Albus had barely even made it into the room by the time she fixed it, but when he tried to turn the doorknob to let them out again, there wasn't one.
"Maybe we have to put it up?" He guessed after he announced this news.
"How? The floor is going to be rather hard to put pegs through." Lien asked. Sam nodded in agreement, while the others looked baffled.
"You put your tents up by hand?" James asked, looking horrified. "Please tell me no-one else does that." Sam raised a hand.
"I've never been camping." Scorpius said. Jayna nodded lightly in agreement.
"But you've been to the Quidditch World Cup before!" Scorpius shrugged.
"We apparated home in the evening."
"Anywho; who's doing the spell?" Sam asked. "Because there's no way we can put it up by ourselves."

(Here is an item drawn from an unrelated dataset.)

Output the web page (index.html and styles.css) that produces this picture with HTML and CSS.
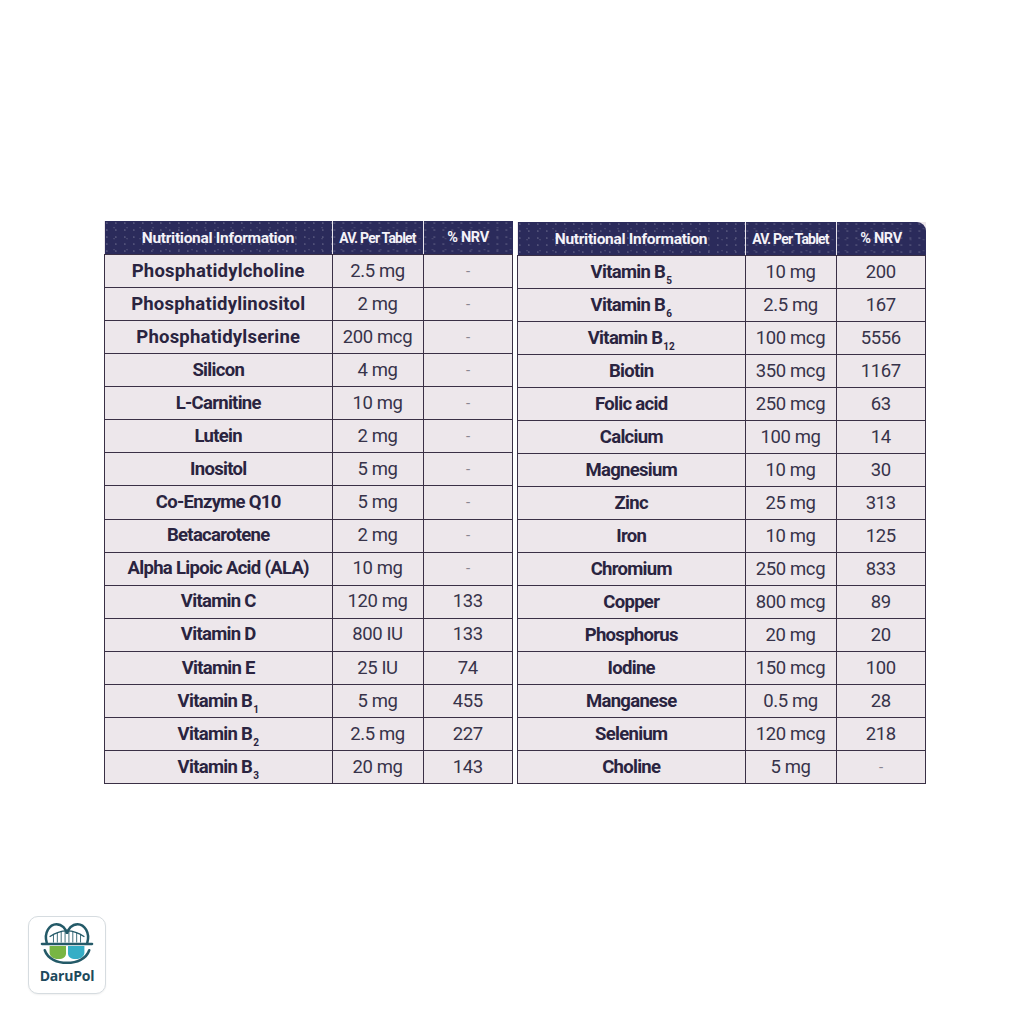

"Erecto!" Lydjah said, in a bored tone. The tent flew up and stayed there, the doorknob thankfully reappearing next to Albus' hand. There was a moment of pleased silence, broken by Jayna's quiet sniggers. They turned to her in shock; it was the most emotion she'd shown in the past week.
"I'm sorry but 'erecto'?" She said finally. Lydjah and James joined in her giggling.
"You dirty minded idiot." James snorted. The rest of them finally caught on, and relieved wry smiles and a few more sniggers made the heavy cloud over their friendship finally dissipate.